Agape is a love whose chief essence is self-sacrifice for the benefit of the one who is loved. Such a love means death to self, and that means defeat for sin, since the essence of sin is self-will and self-gratification.
GAL 5:14 For the whole Law is fulfilled in one word, in the statement, " You shall love your neighbor as yourself."
Paul's statement is deeper than a quick reading or superficial knowledge will give. The Galatian problem is that they went back to being under the Mosaic Law. We are not to fulfill the Mosaic Law, but it is fulfilled in love. If we were under the Law still then it would be fulfilled in love, but we are not any longer and so Paul is moving from the Law of statutes that we are no longer under to a law that is the spiritual and ethical life of the believer in this age, and that is fulfilled in agape love, for God and for mankind. God has a law for us, but it does not consist of the things of the Mosaic Law but the law of the Spirit of life in Christ Jesus.
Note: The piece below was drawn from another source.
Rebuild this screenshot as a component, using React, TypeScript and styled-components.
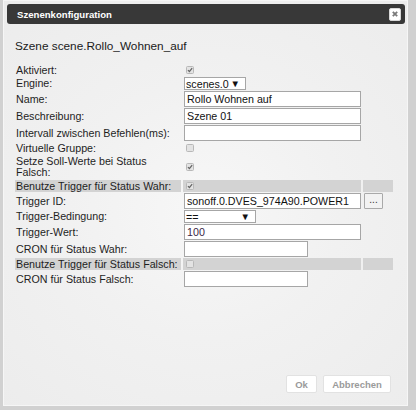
import styled, { createGlobalStyle } from 'styled-components';

const GlobalStyle = createGlobalStyle`
    html, body {
        margin: 0;
        padding: 0;
        background: #d1d1d1;
        font-family: "Liberation Sans", Arial, sans-serif;
    }
    * {
        box-sizing: border-box;
    }
`;

const Page = styled.div`
    width: 416px;
    height: 410px;
    padding: 0 8px 4px 3px;
    background: #d1d1d1;
`;

const Dialog = styled.div`
    width: 405px;
    height: 406px;
    border: 1px solid #f6f6f6;
    padding: 3px 2px 0 3px;
    display: flex;
    flex-direction: column;
    background: radial-gradient(ellipse 75% 70% at 50% 52%, #f7f7f7 0%, #f1f1f1 45%, #ececec 100%);
`;

const TitleBar = styled.div`
    height: 20px;
    background: #383838;
    border-radius: 3px;
    display: flex;
    align-items: center;
    justify-content: space-between;
    padding: 0 4px 0 10px;
`;

const Title = styled.span`
    color: #fff;
    font-weight: 700;
    font-size: 9.6px;
`;

const CloseButton = styled.button`
    width: 12px;
    height: 13px;
    padding: 0;
    border: 1px solid #d8d8d8;
    border-radius: 2px;
    background: #fff;
    display: flex;
    align-items: center;
    justify-content: center;
    cursor: pointer;
`;

const Content = styled.div`
    padding-left: 8px;
`;

const Heading = styled.h3`
    margin: 15px 0 11px 0;
    font-size: 11.8px;
    line-height: 14px;
    font-weight: 400;
    color: #1a1a1a;
`;

const Form = styled.div`
    display: grid;
    grid-template-columns: 166px 178px 30px;
    column-gap: 2px;
    row-gap: 1px;
`;

const Cell = styled.div<{ $band?: boolean; $h: number }>`
    height: ${p => p.$h}px;
    display: flex;
    align-items: center;
    background: ${p => (p.$band ? '#d3d3d3' : 'transparent')};
`;

const Label = styled(Cell)`
    padding-left: 1px;
    font-size: 10.7px;
    line-height: 11px;
    color: #1e1e1e;
    white-space: nowrap;
`;

const TextInput = styled.div<{ $w?: number; $color?: string }>`
    width: ${p => p.$w ?? 177}px;
    height: 16px;
    margin-left: 1px;
    border: 1px solid #a6a6a6;
    background: #fff;
    padding: 0 2px;
    display: flex;
    align-items: center;
    font-size: 10.7px;
    color: ${p => p.$color ?? '#111'};
    white-space: nowrap;
    overflow: hidden;
`;

const Select = styled.div<{ $w: number }>`
    width: ${p => p.$w}px;
    height: 13px;
    margin-left: 1px;
    border: 1px solid #a6a6a6;
    background: #fff;
    padding: 0 5px 0 1px;
    display: flex;
    align-items: center;
    justify-content: space-between;
    font-size: 10.7px;
    color: #111;
`;

const Arrow = styled.span`
    font-size: 9.5px;
    line-height: 1;
    color: #111;
`;

const Check = styled.span`
    width: 8px;
    height: 8px;
    margin-left: 3px;
    border: 1px solid #b8b8b8;
    border-radius: 1.5px;
    background: #e3e3e3;
    display: flex;
    align-items: center;
    justify-content: center;
`;

const PickButton = styled.button`
    width: 19px;
    height: 16px;
    margin-left: 1px;
    padding: 0 0 3px 0;
    border: 1px solid #a9a9a9;
    border-radius: 1px;
    background: #f2f2f2;
    font-family: inherit;
    font-size: 10px;
    color: #333;
    line-height: 1;
`;

const Footer = styled.div`
    margin-top: auto;
    display: flex;
    justify-content: flex-end;
    gap: 6px;
    padding: 0 14px 12px 0;
`;

const Button = styled.button<{ $w: number }>`
    width: ${p => p.$w}px;
    height: 18px;
    padding: 0;
    border: 1px solid #e2e2e2;
    border-radius: 2px;
    background: #fff;
    font-family: inherit;
    font-size: 9.5px;
    font-weight: 700;
    color: #9a9a9a;
`;

const Checkbox = ({ checked }: { checked: boolean }) => (
    <Check>
        {checked && (
            <svg width="6" height="6" viewBox="0 0 5 5">
                <path d="M0.8 2.6 L2 3.8 L4.3 1" fill="none" stroke="#666" strokeWidth="1.1" />
            </svg>
        )}
    </Check>
);

const App = () => {
    return (
        <Page>
            <GlobalStyle />
            <Dialog>
                <TitleBar>
                    <Title>Szenenkonfiguration</Title>
                    <CloseButton>
                        <svg width="6" height="6" viewBox="0 0 6 6">
                            <path d="M0.8 0.8 L5.2 5.2 M5.2 0.8 L0.8 5.2" stroke="#7a7a7a" strokeWidth="1.8" />
                        </svg>
                    </CloseButton>
                </TitleBar>
                <Content>
                    <Heading>Szene scene.Rollo_Wohnen_auf</Heading>
                    <Form>
                        <Label $h={12}>Aktiviert:</Label>
                        <Cell $h={12}><Checkbox checked /></Cell>
                        <Cell $h={12} />

                        <Label $h={13}>Engine:</Label>
                        <Cell $h={13}><Select $w={62}>scenes.0<Arrow>▼</Arrow></Select></Cell>
                        <Cell $h={13} />

                        <Label $h={16}>Name:</Label>
                        <Cell $h={16}><TextInput>Rollo Wohnen auf</TextInput></Cell>
                        <Cell $h={16} />

                        <Label $h={16}>Beschreibung:</Label>
                        <Cell $h={16}><TextInput>Szene 01</TextInput></Cell>
                        <Cell $h={16} />

                        <Label $h={16}>Intervall zwischen Befehlen(ms):</Label>
                        <Cell $h={16}><TextInput /></Cell>
                        <Cell $h={16} />

                        <Label $h={12}>Virtuelle Gruppe:</Label>
                        <Cell $h={12}><Checkbox checked={false} /></Cell>
                        <Cell $h={12} />

                        <Label $h={24}>Setze Soll-Werte bei Status<br />Falsch:</Label>
                        <Cell $h={24}><Checkbox checked /></Cell>
                        <Cell $h={24} />

                        <Label $h={12} $band>Benutze Trigger für Status Wahr:</Label>
                        <Cell $h={12} $band><Checkbox checked /></Cell>
                        <Cell $h={12} $band />

                        <Label $h={16}>Trigger ID:</Label>
                        <Cell $h={16}><TextInput>sonoff.0.DVES_974A90.POWER1</TextInput></Cell>
                        <Cell $h={16}><PickButton>...</PickButton></Cell>

                        <Label $h={13}>Trigger-Bedingung:</Label>
                        <Cell $h={13}><Select $w={72}>==<Arrow>▼</Arrow></Select></Cell>
                        <Cell $h={13} />

                        <Label $h={16}>Trigger-Wert:</Label>
                        <Cell $h={16}><TextInput $color="#3a1d48">100</TextInput></Cell>
                        <Cell $h={16} />

                        <Label $h={16}>CRON für Status Wahr:</Label>
                        <Cell $h={16}><TextInput $w={124} /></Cell>
                        <Cell $h={16} />

                        <Label $h={12} $band>Benutze Trigger für Status Falsch:</Label>
                        <Cell $h={12} $band><Checkbox checked={false} /></Cell>
                        <Cell $h={12} $band />

                        <Label $h={16}>CRON für Status Falsch:</Label>
                        <Cell $h={16}><TextInput $w={124} /></Cell>
                        <Cell $h={16} />
                    </Form>
                </Content>
                <Footer>
                    <Button $w={31}>Ok</Button>
                    <Button $w={68}>Abbrechen</Button>
                </Footer>
            </Dialog>
        </Page>
    );
};

export default App;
Thus, the individual is released from one law consisting of a set of ethical principles to which was attached blessing for obedience and punishment in the case of disobedience, a law that gave him neither the desire nor the power to obey its commands, and is brought under another law:
The law of love is not a set of written commandments but an ethical and spiritual dynamic, produced in the heart of the yielded believer by the Holy Spirit.
The Holy Spirit gives him both the desire and the power to live a life in which the dominating principle is love, God's love, which exercises a stronger and stricter control over the heart and is far more efficient at putting out sin in the life than the legalizers think the thunders of Sinai ever were. Not long after the thunders of Sinai, which struck fear in the hearts of the Jews, were they constructing a golden calf in order to worship it.
As the Lord said, "If you love Me, then you will keep My commandments." This means that God’s love is not of commands but a dynamic, spiritual relationship with Him. In this relationship the believer will desire to keep the commands and possess the power to do so by means of his complete reliance on God the Holy Spirit.